“Tyron Rumsowa” (an anagram of is real name) must’ve stood all of four-foot -six in his steel-toed farm boots. Even on the rare times he’d come to church— on his horse he’d tie up on the black iron fence–Tyron always wore what looked like a boy’s size 10 faded denim overalls. He had salt and pepper hair and matching scruff on his small face. His deep-set eyes and slightly crooked nose reminded me of a turtle. Small in physical stature, Tyron made up for it with larger-than-life antics that even 20 years or so after his death, are still remembered as legendary by the over 45 crowd in my hometown.
As a kid in the mid 70s, this Lilliputian neighbor of mine always seemed ancient, but surprisingly spry. He’d drive his big red tractor up and down the road or be dangling from a ladder sprucing up his big red colonial down the street. Tyron farmed several acres that ribboned behind four or five houses on our street, high on a ridge. From our Cape Cod across and at the bottom of one of his pastures, I could make out silhouettes of his cows, horses and sheep grazing high on the hill against the backdrop of the sky.
As a recent assignment at our library’s memoir writer’s group, I immediately thought of this real life character from my childhood. I could expound on several of his antics, but in the spirit of the season, a particular Halloween night when I was in first grade (’71) comes to mind. Thankfully I was too young and innocent to know how deadly this kid holiday might have turned out; I am sure it scared the hell out of my poor mother—thanks to our real life character neighbor!

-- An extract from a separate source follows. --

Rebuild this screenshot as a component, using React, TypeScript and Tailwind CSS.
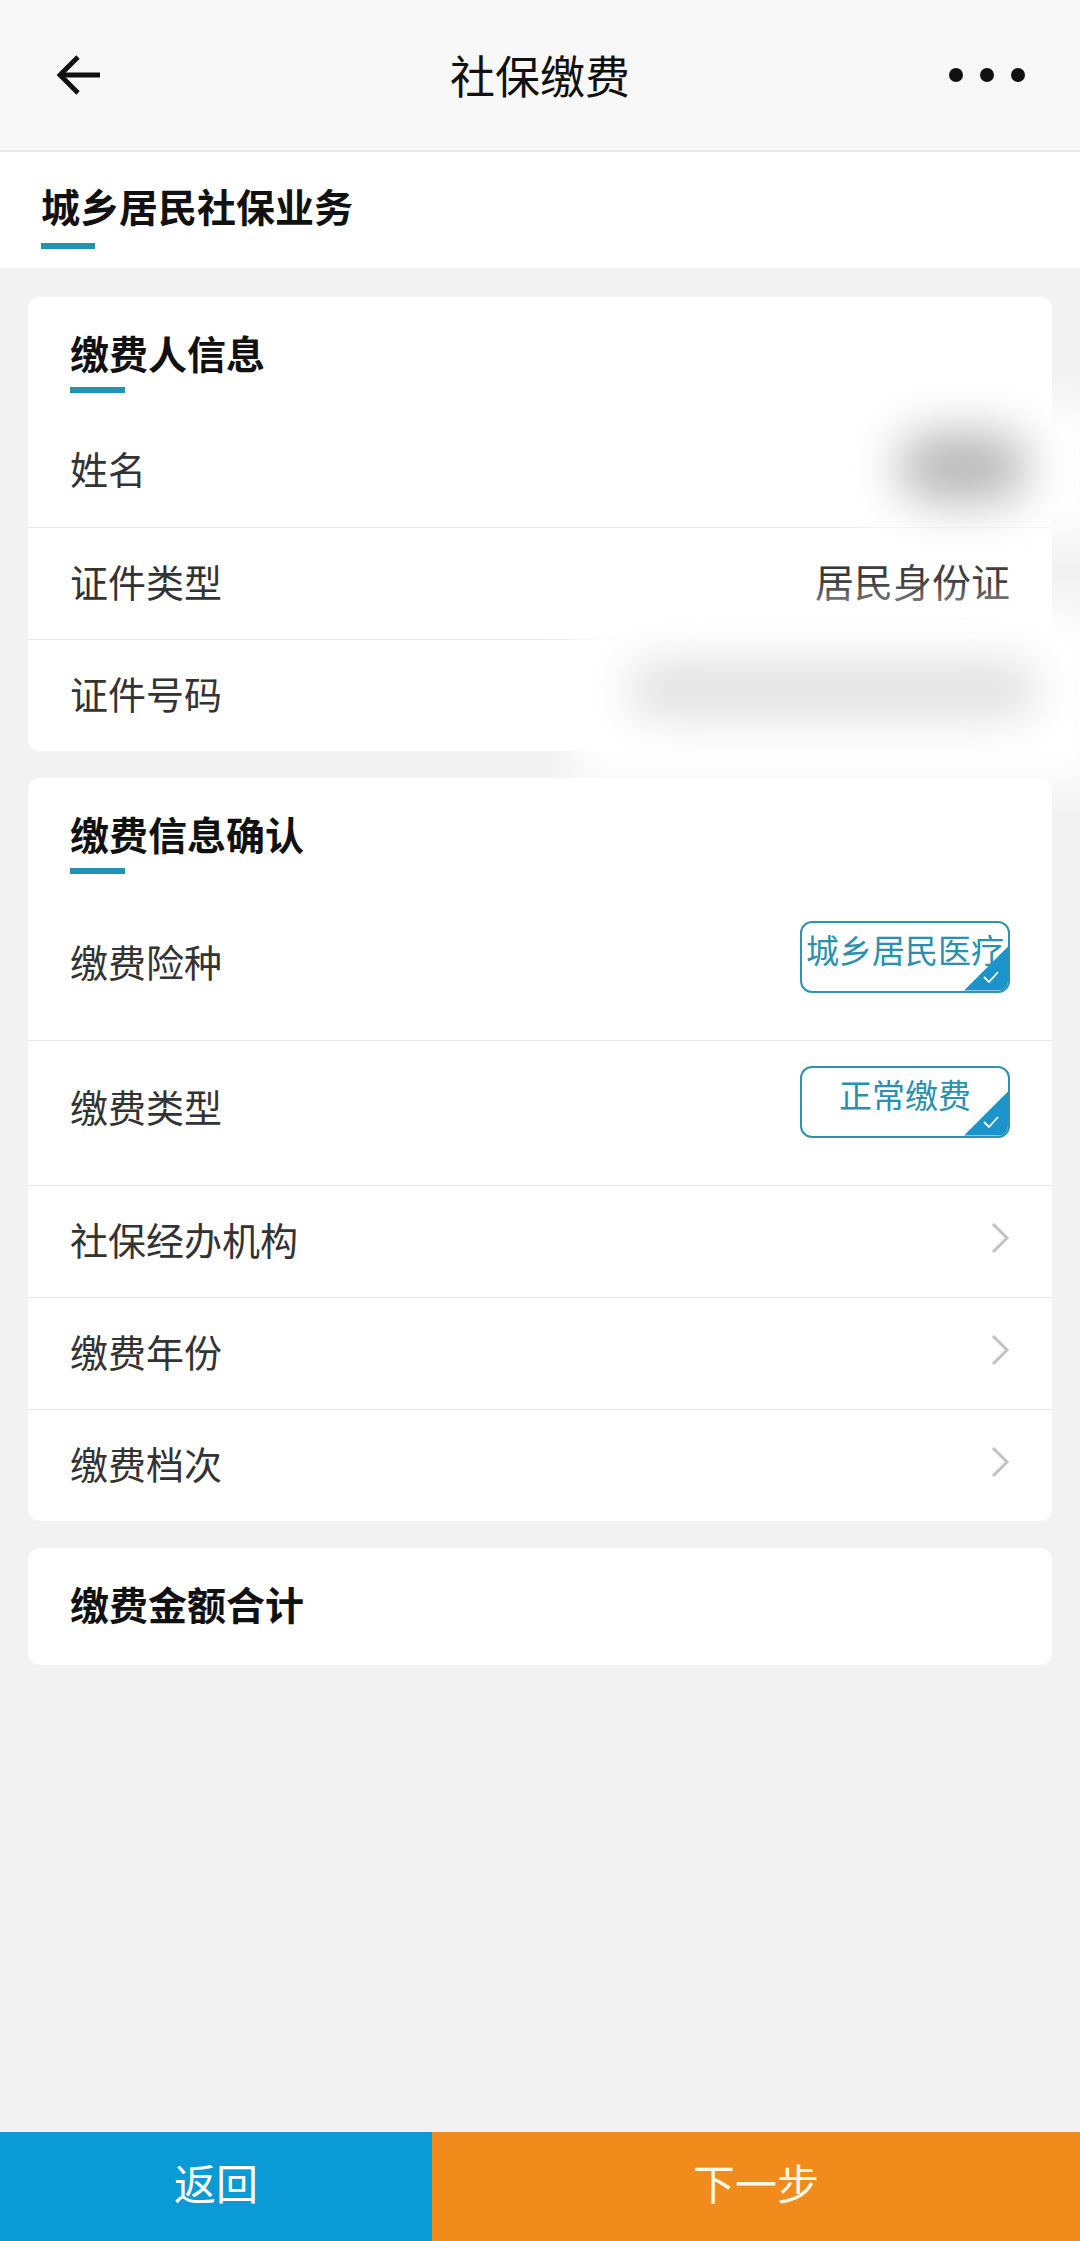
import React from 'react';

const FONT = "font-['Noto_Sans_CJK_SC','Noto_Sans',sans-serif]";

function BackArrow() {
  return (
    <svg width="46" height="42" viewBox="0 0 46 42" fill="none">
      <path d="M45 21H5" stroke="#111" strokeWidth="4.8" />
      <path d="M23 3L5 21l18 18" stroke="#111" strokeWidth="4.8" />
    </svg>
  );
}

function Chevron() {
  return (
    <svg width="20" height="32" viewBox="0 0 20 32" fill="none">
      <path d="M3 2l14 14L3 30" stroke="#c2c2c2" strokeWidth="3" />
    </svg>
  );
}

function SectionTitle({ text, line = true }: { text: string; line?: boolean }) {
  return (
    <div className="px-[42px] pt-[36px]">
      <div className="text-[39px] leading-[38px] h-[38px] font-bold text-[#111] whitespace-nowrap">{text}</div>
      {line && <div className="mt-[16px] w-[55px] h-[6px] bg-[#2393b4]" />}
    </div>
  );
}

function Row({ label, children, first }: { label: string; children?: React.ReactNode; first?: boolean }) {
  return (
    <div className={`h-[112px] flex items-center justify-between px-[42px] pb-[7px] ${first ? '' : 'border-t border-[#e6e6e6]'}`}>
      <span className="text-[38px] text-[#333]">{label}</span>
      {children}
    </div>
  );
}

function Tag({ text }: { text: string }) {
  return (
    <div className="relative w-[210px] h-[72px] mb-[8px] border-2 border-[#2d93ae] rounded-[12px] overflow-hidden flex items-center justify-center pb-[14px]">
      <span className="text-[33px] leading-none text-[#2a90ad] whitespace-nowrap">{text}</span>
      <div className="absolute right-0 bottom-0 w-[44px] h-[44px] bg-[#1b94cb] [clip-path:polygon(100%_0,100%_100%,0_100%)]" />
      <svg className="absolute right-[8px] bottom-[7px]" width="18" height="14" viewBox="0 0 18 14" fill="none">
        <path d="M2 7l5 5 9-10" stroke="#fff" strokeWidth="1.8" />
      </svg>
    </div>
  );
}

function TagRow({ label, tag, first, h }: { label: string; tag: string; first?: boolean; h: string }) {
  return (
    <div className={`${h} flex items-center justify-between px-[42px] pb-[15px] ${first ? '' : 'border-t border-[#e6e6e6]'}`}>
      <span className="text-[38px] text-[#333]">{label}</span>
      <Tag text={tag} />
    </div>
  );
}

export default function App() {
  return (
    <div className={`w-[1080px] h-[2241px] bg-[#f2f2f2] flex flex-col overflow-hidden ${FONT}`}>
      {/* top bar */}
      <div className="h-[152px] shrink-0 bg-[#f8f8f8] border-b-2 border-[#e8e8e8] grid grid-cols-[1fr_auto_1fr] items-center">
        <div className="pl-[55px] flex items-center">
          <BackArrow />
        </div>
        <div className="text-[45px] text-[#111]">社保缴费</div>
        <div className="pr-[55px] flex justify-end gap-[17px]">
          <span className="w-[14px] h-[14px] rounded-full bg-[#111]" />
          <span className="w-[14px] h-[14px] rounded-full bg-[#111]" />
          <span className="w-[14px] h-[14px] rounded-full bg-[#111]" />
        </div>
      </div>

      {/* tab */}
      <div className="h-[116px] shrink-0 bg-white px-[41px] pt-[34px]">
        <div className="text-[39px] leading-[39px] font-bold text-[#111]">城乡居民社保业务</div>
        <div className="mt-[18px] w-[54px] h-[6px] bg-[#2393b4]" />
      </div>

      <div className="flex-1 px-[28px] pt-[29px] flex flex-col gap-[27px]">
        {/* payer info */}
        <div className="relative bg-white rounded-[12px]">
          <div className="h-[118px]">
            <SectionTitle text="缴费人信息" />
          </div>
          <Row label="姓名" first />
          <Row label="证件类型">
            <span className="text-[39px] text-[#333]">居民身份证</span>
          </Row>
          <Row label="证件号码" />
          {/* privacy blur */}
          <div className="absolute left-[832px] top-[105px] w-[240px] h-[135px] bg-white blur-[20px]" />
          <div className="absolute left-[870px] top-[135px] w-[130px] h-[70px] rounded-full bg-[#b8b8b8] blur-[24px]" />
          <div className="absolute left-[545px] top-[312px] w-[530px] h-[175px] bg-white blur-[20px]" />
          <div className="absolute left-[600px] top-[362px] w-[410px] h-[60px] rounded-full bg-[#e2e2e2] blur-[22px]" />
        </div>

        {/* payment info */}
        <div className="bg-white rounded-[12px]">
          <div className="h-[118px]">
            <SectionTitle text="缴费信息确认" />
          </div>
          <TagRow label="缴费险种" tag="城乡居民医疗" first h="h-[144px]" />
          <TagRow label="缴费类型" tag="正常缴费" h="h-[145px]" />
          <Row label="社保经办机构"><Chevron /></Row>
          <Row label="缴费年份"><Chevron /></Row>
          <Row label="缴费档次"><Chevron /></Row>
        </div>

        {/* total */}
        <div className="bg-white rounded-[12px] h-[117px]">
          <SectionTitle text="缴费金额合计" line={false} />
        </div>
      </div>

      {/* bottom buttons */}
      <div className="h-[109px] shrink-0 flex">
        <button className="w-[432px] bg-[#0a9ad5] text-white text-[42px] pb-[10px]">返回</button>
        <button className="flex-1 bg-[#f08b1c] text-[#fff8e6] text-[42px] pb-[10px]">下一步</button>
      </div>
    </div>
  );
}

Mom was leading my younger sister and me as we trick-o-treated around our neighborhood. The pinprick eye-holes of my plastic witch mask that smelled like my cousin’s Lite Brite were hard to see through. It was sweaty, but I could draw in the crisp, late autumn air through the oval mouth hole. Sometimes it made a whistling noise when I exhaled.
We were about to head back to our yard and into the house to count our candy when Tyron came crawling up our street in his late 1950s pick up truck. I heard it sputter along, but I had my mind on more important matters.
“I hope I got lots of Snickers!” I muffled through my mask. I couldn’t wait to dive in my loot after the obligatory examination of potentially tampered candy. We never found any pins and needles. We lived in a safe neighborhood, after all.
“Get down!” Mom screamed all of a sudden. I felt a whoosh behind me and the next thing I knew I was witch-face-down in a pile of leaves. “Stay still!” Mom whispered pulling my sister and me under each of her arms. Too stunned to speak or cry out, we just lay there, clutching our pillowcases of candy.
I could hear my breathing loud and fast inside my witch mask. After a little while, Mom whispered frantically, “Quick, run to the house!”
I stood up, but couldn’t feel the ground beneath me. My legs were flailing behind me like a Raggedy Ann doll as Mom carried us like two sacks under each arm to the house. “My God,” she said, out of breath setting us down in the kitchen.
We took off our masks and looked up at her. “What was that about?” I asked, not sure if I was supposed to laugh or be serious. “I’m scared Mommy,” my sister said tearfully, clinging to my mother’s arm.
“What the hell is going on, Sone-ya?” my father asked, his eyes wide.
“Tyron had a shot gun pointing of his pick up window!” my mother said, her eyes were big. She had her hand on her chest.
“What?” he said. “That crazy old coot!”
I don’t exactly remember what happened after that. There were no cops. My mother or father probably just called Tyron’s son who lived across the street from us. I do recall mom saying that Tyron was angry at kids trespassing that night on his back forty.
Looking back, I have to say that no one was really scarred by this event. We just sat on the braided orange rug in the living sifting through our candy.